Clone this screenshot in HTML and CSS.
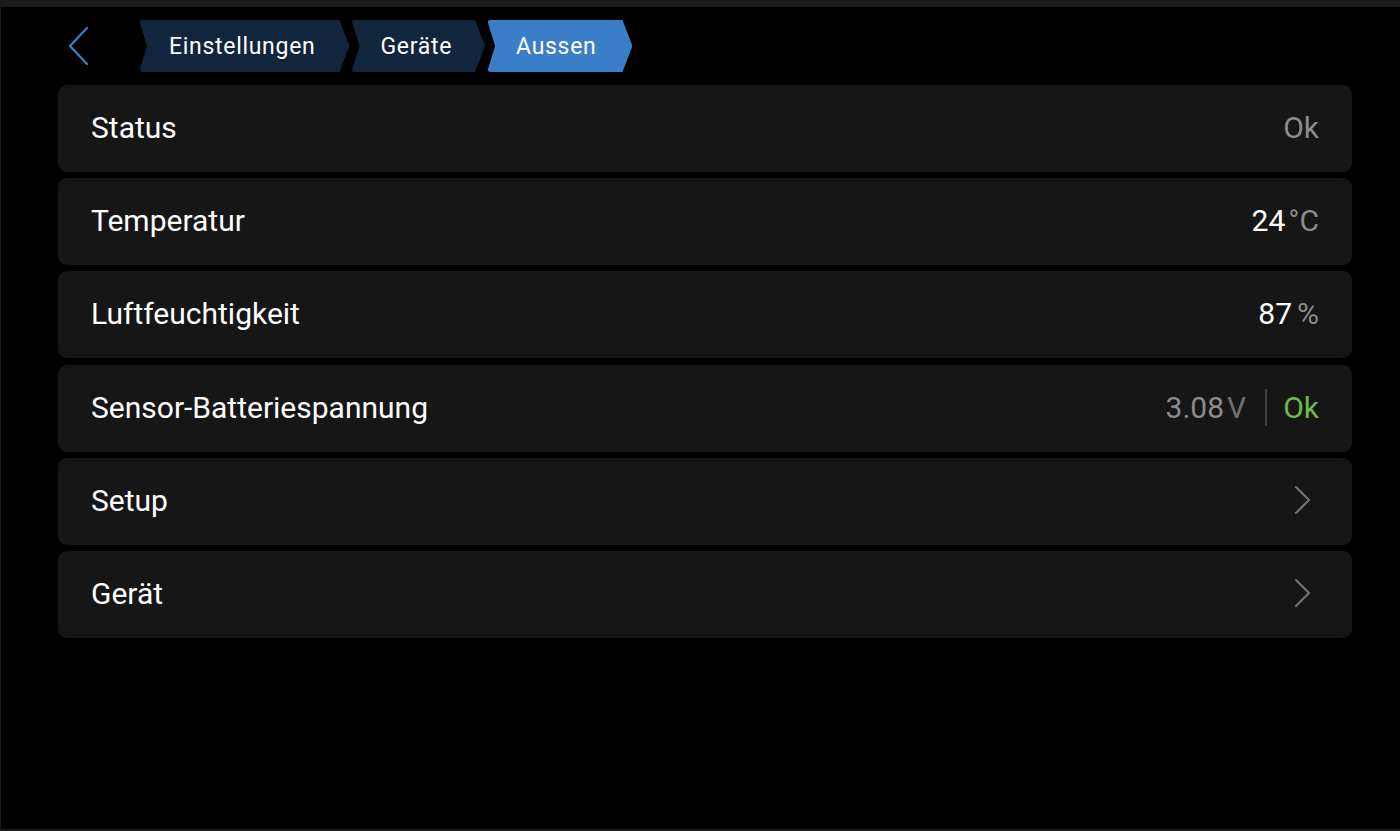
FILE: index.html
```html
<!DOCTYPE html>
<html lang="de">
<head>
<meta charset="utf-8">
<title>Aussen</title>
<link rel="stylesheet" href="styles.css">
</head>
<body>
<div class="screen">
  <header class="topbar">
    <button class="back" aria-label="Zurück">
      <svg width="22" height="40" viewBox="0 0 22 40"><polyline points="19,2 2,20 19,38" fill="none" stroke="#3a80cc" stroke-width="2.2" stroke-linecap="round" stroke-linejoin="round"/></svg>
    </button>
    <nav class="crumbs">
      <span class="crumb crumb-first">Einstellungen</span>
      <span class="crumb crumb-mid">Geräte</span>
      <span class="crumb crumb-active">Aussen</span>
    </nav>
  </header>

  <main class="list">
    <div class="row">
      <span class="label">Status</span>
      <span class="value muted">Ok</span>
    </div>
    <div class="row">
      <span class="label">Temperatur</span>
      <span class="value"><span class="num">24</span><span class="unit">°C</span></span>
    </div>
    <div class="row">
      <span class="label">Luftfeuchtigkeit</span>
      <span class="value"><span class="num">87</span><span class="unit unit-pct">%</span></span>
    </div>
    <div class="row">
      <span class="label">Sensor-Batteriespannung</span>
      <span class="value">
        <span class="num muted">3.08</span><span class="unit unit-v">V</span>
        <span class="sep"></span>
        <span class="ok">Ok</span>
      </span>
    </div>
    <div class="row">
      <span class="label">Setup</span>
      <svg class="chev" width="20" height="30" viewBox="0 0 20 30"><polyline points="3,2 16,15 3,28" fill="none" stroke="#6f6f6f" stroke-width="2.4" stroke-linecap="round" stroke-linejoin="round"/></svg>
    </div>
    <div class="row">
      <span class="label">Gerät</span>
      <svg class="chev" width="20" height="30" viewBox="0 0 20 30"><polyline points="3,2 16,15 3,28" fill="none" stroke="#6f6f6f" stroke-width="2.4" stroke-linecap="round" stroke-linejoin="round"/></svg>
    </div>
  </main>
</div>
</body>
</html>
```

FILE: styles.css
```css
html, body {
  margin: 0;
  padding: 0;
  background: #000;
}

body {
  font-family: Roboto, "Noto Sans", "Liberation Sans", sans-serif;
  color: #fff;
}

.screen {
  box-sizing: border-box;
  width: 1400px;
  height: 831px;
  border-top: 7px solid #1b1b1b;
  border-left: 1px solid #1a1a1a;
  border-bottom: 2px solid #1c1c1c;
  background: #000;
  overflow: hidden;
}

/* header: back arrow + breadcrumb trail */
.topbar {
  display: flex;
  align-items: center;
  height: 52px;
  margin-top: 13px;
}

.back {
  display: flex;
  align-items: center;
  justify-content: center;
  width: 24px;
  height: 52px;
  margin-left: 66px;
  padding: 0;
  border: 0;
  background: none;
}

.crumbs {
  display: flex;
  gap: 2px;
  margin-left: 48px;
  height: 52px;
}

.crumb {
  display: flex;
  align-items: center;
  height: 52px;
  font-size: 23px;
  letter-spacing: 0.7px;
  color: #fff;
  background: #11253d;
  clip-path: polygon(0 0, calc(100% - 10px) 0, 100% 50%, calc(100% - 10px) 100%, 0 100%, 8px 50%);
  border-radius: 4px;
}

.crumb-first {
  padding: 0 34px 0 30px;
}

.crumb-mid {
  padding: 0 33px 0 29px;
}

.crumb-active {
  padding: 0 36px 0 29px;
  background: #3a7ec7;
}

/* settings list */
.list {
  display: flex;
  flex-direction: column;
  gap: 6.2px;
  margin: 13px 48px 0 57px;
}

.row {
  display: flex;
  align-items: center;
  justify-content: space-between;
  box-sizing: border-box;
  height: 87px;
  padding: 0 33px 2px;
  background: #161616;
  border-radius: 9px;
}

.label {
  font-size: 30px;
  color: #fff;
}

.value {
  display: flex;
  align-items: center;
  font-size: 30px;
  color: #fff;
}

.muted {
  color: #8c8c8c;
}

.unit {
  color: #8c8c8c;
  margin-left: 3px;
}

.unit-pct {
  margin-left: 5px;
}

.unit-v {
  color: #6e6e6e;
  margin-left: 3px;
}

.sep {
  width: 2px;
  height: 37px;
  margin: 0 16px 0 19px;
  background: #3f3f3f;
}

.ok {
  color: #72b84d;
}

.chev {
  margin-right: 6px;
}
```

§ **Instruction**
Reproduce all of the material above word for word. Omit the pictures.

§ **Solution for this exercise**
Clone this screenshot in HTML and CSS.
FILE: index.html
```html
<!DOCTYPE html>
<html lang="de">
<head>
<meta charset="utf-8">
<title>Aussen</title>
<link rel="stylesheet" href="styles.css">
</head>
<body>
<div class="screen">
  <header class="topbar">
    <button class="back" aria-label="Zurück">
      <svg width="22" height="40" viewBox="0 0 22 40"><polyline points="19,2 2,20 19,38" fill="none" stroke="#3a80cc" stroke-width="2.2" stroke-linecap="round" stroke-linejoin="round"/></svg>
    </button>
    <nav class="crumbs">
      <span class="crumb crumb-first">Einstellungen</span>
      <span class="crumb crumb-mid">Geräte</span>
      <span class="crumb crumb-active">Aussen</span>
    </nav>
  </header>

  <main class="list">
    <div class="row">
      <span class="label">Status</span>
      <span class="value muted">Ok</span>
    </div>
    <div class="row">
      <span class="label">Temperatur</span>
      <span class="value"><span class="num">24</span><span class="unit">°C</span></span>
    </div>
    <div class="row">
      <span class="label">Luftfeuchtigkeit</span>
      <span class="value"><span class="num">87</span><span class="unit unit-pct">%</span></span>
    </div>
    <div class="row">
      <span class="label">Sensor-Batteriespannung</span>
      <span class="value">
        <span class="num muted">3.08</span><span class="unit unit-v">V</span>
        <span class="sep"></span>
        <span class="ok">Ok</span>
      </span>
    </div>
    <div class="row">
      <span class="label">Setup</span>
      <svg class="chev" width="20" height="30" viewBox="0 0 20 30"><polyline points="3,2 16,15 3,28" fill="none" stroke="#6f6f6f" stroke-width="2.4" stroke-linecap="round" stroke-linejoin="round"/></svg>
    </div>
    <div class="row">
      <span class="label">Gerät</span>
      <svg class="chev" width="20" height="30" viewBox="0 0 20 30"><polyline points="3,2 16,15 3,28" fill="none" stroke="#6f6f6f" stroke-width="2.4" stroke-linecap="round" stroke-linejoin="round"/></svg>
    </div>
  </main>
</div>
</body>
</html>
```

FILE: styles.css
```css
html, body {
  margin: 0;
  padding: 0;
  background: #000;
}

body {
  font-family: Roboto, "Noto Sans", "Liberation Sans", sans-serif;
  color: #fff;
}

.screen {
  box-sizing: border-box;
  width: 1400px;
  height: 831px;
  border-top: 7px solid #1b1b1b;
  border-left: 1px solid #1a1a1a;
  border-bottom: 2px solid #1c1c1c;
  background: #000;
  overflow: hidden;
}

/* header: back arrow + breadcrumb trail */
.topbar {
  display: flex;
  align-items: center;
  height: 52px;
  margin-top: 13px;
}

.back {
  display: flex;
  align-items: center;
  justify-content: center;
  width: 24px;
  height: 52px;
  margin-left: 66px;
  padding: 0;
  border: 0;
  background: none;
}

.crumbs {
  display: flex;
  gap: 2px;
  margin-left: 48px;
  height: 52px;
}

.crumb {
  display: flex;
  align-items: center;
  height: 52px;
  font-size: 23px;
  letter-spacing: 0.7px;
  color: #fff;
  background: #11253d;
  clip-path: polygon(0 0, calc(100% - 10px) 0, 100% 50%, calc(100% - 10px) 100%, 0 100%, 8px 50%);
  border-radius: 4px;
}

.crumb-first {
  padding: 0 34px 0 30px;
}

.crumb-mid {
  padding: 0 33px 0 29px;
}

.crumb-active {
  padding: 0 36px 0 29px;
  background: #3a7ec7;
}

/* settings list */
.list {
  display: flex;
  flex-direction: column;
  gap: 6.2px;
  margin: 13px 48px 0 57px;
}

.row {
  display: flex;
  align-items: center;
  justify-content: space-between;
  box-sizing: border-box;
  height: 87px;
  padding: 0 33px 2px;
  background: #161616;
  border-radius: 9px;
}

.label {
  font-size: 30px;
  color: #fff;
}

.value {
  display: flex;
  align-items: center;
  font-size: 30px;
  color: #fff;
}

.muted {
  color: #8c8c8c;
}

.unit {
  color: #8c8c8c;
  margin-left: 3px;
}

.unit-pct {
  margin-left: 5px;
}

.unit-v {
  color: #6e6e6e;
  margin-left: 3px;
}

.sep {
  width: 2px;
  height: 37px;
  margin: 0 16px 0 19px;
  background: #3f3f3f;
}

.ok {
  color: #72b84d;
}

.chev {
  margin-right: 6px;
}
```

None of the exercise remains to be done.